Whenever the conversation turns to Spence, it’s never just what he’s done but what he hasn’t done: Faced the elite of the welterweight division. For as impressive as his win over Garcia was, Garcia was moving up in weight and gave up a tremendous amount of size to Spence.

Spence has frequently been compared to the legendary Sugar Ray Leonard, the 1976 Olympic gold medalist who went on to become one of the best fighters not only of his era, but of all-time. Leonard, though, beat fighters such as Thomas Hearns, Roberto Duran, Marvelous Marvin Hagler (some say he did, anyway) and Wilfred Benitez along the way to prove his greatness.

Spence has the opportunity on Saturday at Staples Center in Los Angeles to remind those who question his résumé why he is so highly regarded by so many in the industry, when he meets Shawn Porter in an IBF-WBC welterweight title unification bout.

“The winner of this fight is definitely going to be the best welterweight in the world,” Spence said. “There’s no way around it.”

Critics, though, are never pleased with his résumé, which Sean Gibbons, the president of Manny Pacquiao’s MP Promotions, vigorously defended.

“Those are fan boys of Terence Crawford saying most of that, and I think [Crawford promoter] Mr. [Bob] Arum might be stoking that,” Gibbons said.

Gibbons said he thought Saturday’s bout with Porter would be “Errol’s coming out party.” And while he conceded weight may have been an issue for Garcia against Spence, he said it wasn’t as significant as he’s heard it made out to be.

“Skills pay the bills, man,” Gibbons said. “And the one thing he has better than any fighter is that jab. He can control a fight with that jab of his. I’m a huge fan of the jab, because it dictates so much of what goes on in there and Errol’s jab is fantastic. … Anyone who thinks Spence is nothing, or overrated, hasn’t been paying attention.”

Former world champion Sergio Mora, now a boxing analyst for DAZN, had much the same take. He said it’s short-sighted of anyone to downplay Spence and not point out how many fighters rave about Spence’s talent.

But Mora isn’t new on the Spence bandwagon.

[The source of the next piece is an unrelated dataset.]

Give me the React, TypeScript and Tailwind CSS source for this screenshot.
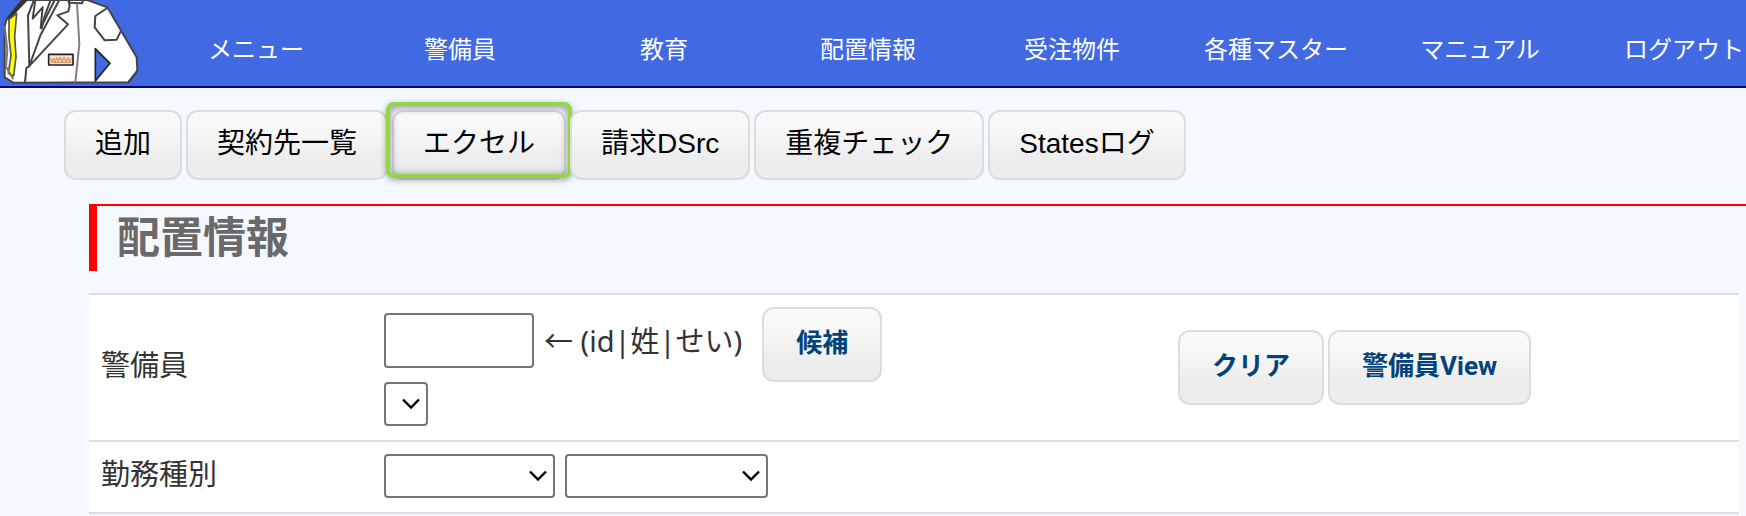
import type { ReactNode } from "react";
import { cva, type VariantProps } from "class-variance-authority";
import clsx from "clsx";

const menuItems = [
  "メニュー",
  "警備員",
  "教育",
  "配置情報",
  "受注物件",
  "各種マスター",
  "マニュアル",
  "ログアウト",
];

const toolbarItems = ["追加", "契約先一覧", "エクセル", "請求DSrc", "重複チェック", "Statesログ"];

const buttonStyles = cva(
  "shrink-0 rounded-xl border-2 border-[#d8dde1] bg-linear-to-b from-[#fafafa] via-[#f7f7f7] via-30% to-[#ededed] to-70% whitespace-nowrap",
  {
    variants: {
      variant: {
        toolbar:
          "px-[29px] pt-[14px] pb-4 font-['Liberation_Sans','Noto_Sans_CJK_JP',sans-serif] text-[28px] leading-9 text-black",
        form: "px-8 pt-[18px] pb-[21px] font-[Roboto,'Noto_Sans_CJK_JP',sans-serif] text-[26px] leading-8 font-bold text-[#00427a]",
      },
    },
  }
);

interface PanelButtonProps extends VariantProps<typeof buttonStyles> {
  children: ReactNode;
}

function PanelButton({ variant, children }: PanelButtonProps) {
  return (
    <button type="button" className={buttonStyles({ variant })}>
      {children}
    </button>
  );
}

interface SelectBoxProps {
  label: string;
  className: string;
}

function SelectBox({ label, className }: SelectBoxProps) {
  return (
    <div className={clsx("relative h-11", className)}>
      <select
        aria-label={label}
        className="h-full w-full appearance-none rounded border-2 border-[#767676] bg-white"
      />
      <svg
        className="pointer-events-none absolute top-4 right-2"
        width="18"
        height="12"
        viewBox="0 0 18 12"
        fill="none"
        stroke="#000"
        strokeWidth="2.4"
      >
        <path d="M1 1.5 9 9.5 17 1.5" />
      </svg>
    </div>
  );
}

// Guard uniform jacket, cut off at the collar
function GuardLogo() {
  return (
    <svg className="block shrink-0" width="154" height="86" viewBox="0 0 462 258" strokeLinejoin="round">
      <path
        d="M66 0 20 58 14 78 14 232 40 248 385 247 412 212 410 172 322 22 262 0Z"
        fill="#fff"
        stroke="#444"
        strokeWidth="6"
      />
      <path d="M66 0 22 52 26 66 50 36 84 0Z" fill="#333" />
      <path d="M27 58 50 40 44 110 48 170 41 228 25 220 33 166 27 112Z" fill="#ff0" stroke="#555" strokeWidth="5" />
      <g fill="none" stroke="#444" strokeWidth="6">
        <path d="M14 78 22 150 18 200 40 238" stroke="#777" />
        <path d="M102 0 84 46 88 198 79 204 75 247" />
        <path d="M106 0 98 56 128 22 122 84 164 0" />
        <path d="M178 0 122 104 88 198" />
        <path d="M152 0 134 48 124 88" />
        <path d="M205 0 209 18 205 34 172 46 204 73 84 202" />
        <path d="M205 2 211 8 246 10 250 0" />
        <path d="M231 10 238 132 226 247" stroke="#887c80" />
        <path d="M322 24 286 48 284 82 314 121 350 119 362 94" />
        <path d="M385 247 410 216" />
      </g>
      <path d="M286 146 330 190 286 243Z" fill="#4169e1" stroke="#222" strokeWidth="5" />
      <path d="M146 163H219V195H146Z" fill="#fbe4d4" stroke="#222" strokeWidth="5" />
      <path
        d="M151 174 156 184 161 174 165 185 171 173 176 184 181 172 187 185 192 172 198 185 203 173 209 185 214 173M152 187H214"
        fill="none"
        stroke="#e0986c"
        strokeWidth="4"
      />
    </svg>
  );
}

function Header() {
  return (
    <header className="flex overflow-hidden border-b-2 border-[#00008b] bg-[#4169e1]">
      <GuardLogo />
      <nav className="-mr-10 grid flex-1 grid-cols-8 items-center pt-3">
        {menuItems.map((item) => (
          <a key={item} href="#" className="text-center text-2xl whitespace-nowrap text-white">
            {item}
          </a>
        ))}
      </nav>
    </header>
  );
}

function Toolbar() {
  return (
    <div className="flex gap-1 px-16 pt-[22px]">
      {toolbarItems.map((item) => (
        <div key={item} className="relative flex">
          <PanelButton variant="toolbar">{item}</PanelButton>
          {item === "エクセル" && (
            <div className="pointer-events-none absolute -inset-x-1.5 -top-2 bottom-0.5 rounded-lg border-4 border-[#92d640] shadow-[0_2px_6px_rgba(0,0,0,0.35),inset_0_1px_8px_rgba(0,0,0,0.45)]" />
          )}
        </div>
      ))}
    </div>
  );
}

export default function App() {
  return (
    <div className="min-h-screen overflow-hidden bg-[#f4f8ff] font-['Noto_Sans','Noto_Sans_CJK_JP',sans-serif] text-[#333]">
      <Header />
      <Toolbar />
      <main className="pl-[89px]">
        <h1 className="mt-6 border-t-2 border-l-8 border-[#f00] pb-1 pl-5 text-[43px] leading-[61px] font-bold text-[#696969]">
          配置情報
        </h1>
        <div className="mt-[22px] pr-[7px]">
          <table className="w-full table-fixed border-collapse bg-white text-[29px] leading-9">
            <tbody>
              <tr className="border-y-2 border-[#ddd]">
                <th scope="row" className="w-[283px] px-3 pb-1.5 text-left font-normal">
                  <label htmlFor="guard">警備員</label>
                </th>
                <td className="px-3 pt-3 pb-3.5">
                  <div className="flex items-baseline">
                    <input
                      id="guard"
                      type="text"
                      className="mt-1.5 h-[55px] w-[150px] self-start rounded border-2 border-[#767676] bg-white px-2"
                    />
                    <span className="mr-5 ml-2.5 whitespace-nowrap">← (id|姓|せい)</span>
                    <PanelButton variant="form">候補</PanelButton>
                  </div>
                  <SelectBox label="警備員の候補" className="w-11" />
                </td>
                <td className="w-[573px] px-3">
                  <div className="flex gap-1">
                    <PanelButton variant="form">クリア</PanelButton>
                    <PanelButton variant="form">警備員View</PanelButton>
                  </div>
                </td>
              </tr>
              <tr className="border-y-2 border-[#ddd]">
                <th scope="row" className="px-3 pb-1.5 text-left font-normal">
                  勤務種別
                </th>
                <td className="px-3 pt-3 pb-3.5" colSpan={2}>
                  <div className="flex gap-2.5">
                    <SelectBox label="勤務種別" className="w-[171px]" />
                    <SelectBox label="勤務種別の詳細" className="w-[203px]" />
                  </div>
                </td>
              </tr>
            </tbody>
          </table>
        </div>
      </main>
    </div>
  );
}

“Whoever thinks he’s not the real deal is not thinking,” Mora said. “Spence has been the goods since he was an amateur. Whenever you have current champions say Spence is one of their favorites, it’s for a reason. What makes him special, aside from pedigree, is he’s a smart but aggressive southpaw, a wicked body puncher, and my favorite lefty right hooker. Those are the most dangerous.”

Trainer Abel Sanchez praised Spence trainer Derrick James for building Spence’s fundamentals. He said that in 2012, he called Spence and Marcus Browne the two best fighters on the U.S. Olympic boxing team, and he believes that prediction has come true.

Sanchez said he believes there is room for growth, and that when Spence decides to sit down on his punches more, his power will increase.

“His coach has really done a nice job working the fundamentals, and so while he’s not fantastic at any one thing in my opinion, he’s very good at everything,” Sanchez said. “That’s what makes him so good. And I’ll tell you, he’s a damn good little fighter right now, but I don’t see him committed to his power. I think he can be a power puncher in the future.

“If he gets in there and looks at a guy and isn’t thinking, ‘This is the sweet science and I’m going to show him my skills,’ but goes in with the intention of kicking the s— out of the guy, that’s where you’re going to see him starting knocking a lot of guys out.”

Stephen “Breadman” Edwards is one of the sport’s top trainers and works for unified super welterweight champion Julian Williams.

Edwards is a fan of Spence’s talent but agrees with those who say he’s been put high on the pound-for-pound lists too soon. Yahoo Sports has Spence ranked No. 2 pound-for-pound while ESPN lists him fifth and Ring ranks him sixth.

“His résumé is lacking but he passes the eyeball test,” said Edwards, who picked Spence to beat Porter 8-4. “Most of the [Premier Boxing Champion’s] 147s have ducked him. He has great balance, great hand placement, an excellent jab, he’s bull strong and he’s always in position. But I don’t think he’s a super athlete like [Vasiliy Lomachenko], Manny or [Naoya] Inoue. His athleticism is very good but not exceptional.

“The Ray Leonard comparisons are off. Leonard is a better, more twitchy athlete. Spence is more of a young Hagler, mixed with Mike McCallum: Hard-nosed, well-rounded killer who can box. He relies on that more than athleticism.”

Spence isn’t much for self-promotion, which probably means the concerns about Saturday’s pay-per-view performance are justified. It will be interesting to see whether it can surpass the roughly 100,000 who bought Crawford’s fight with Amir Khan in April. It’s not going to be easy.

But that’s something Spence can’t control. What he can control is how he performs, and despite the critics, he’s repeatedly come up with elite wins.

“I think you’ll see him win this something like eight rounds to four in a fight that isn’t even really that close,” Gibbons said. “He’s right there at the top of the food chain with the Senator. I think he’ll make that point pretty clearly on Saturday.”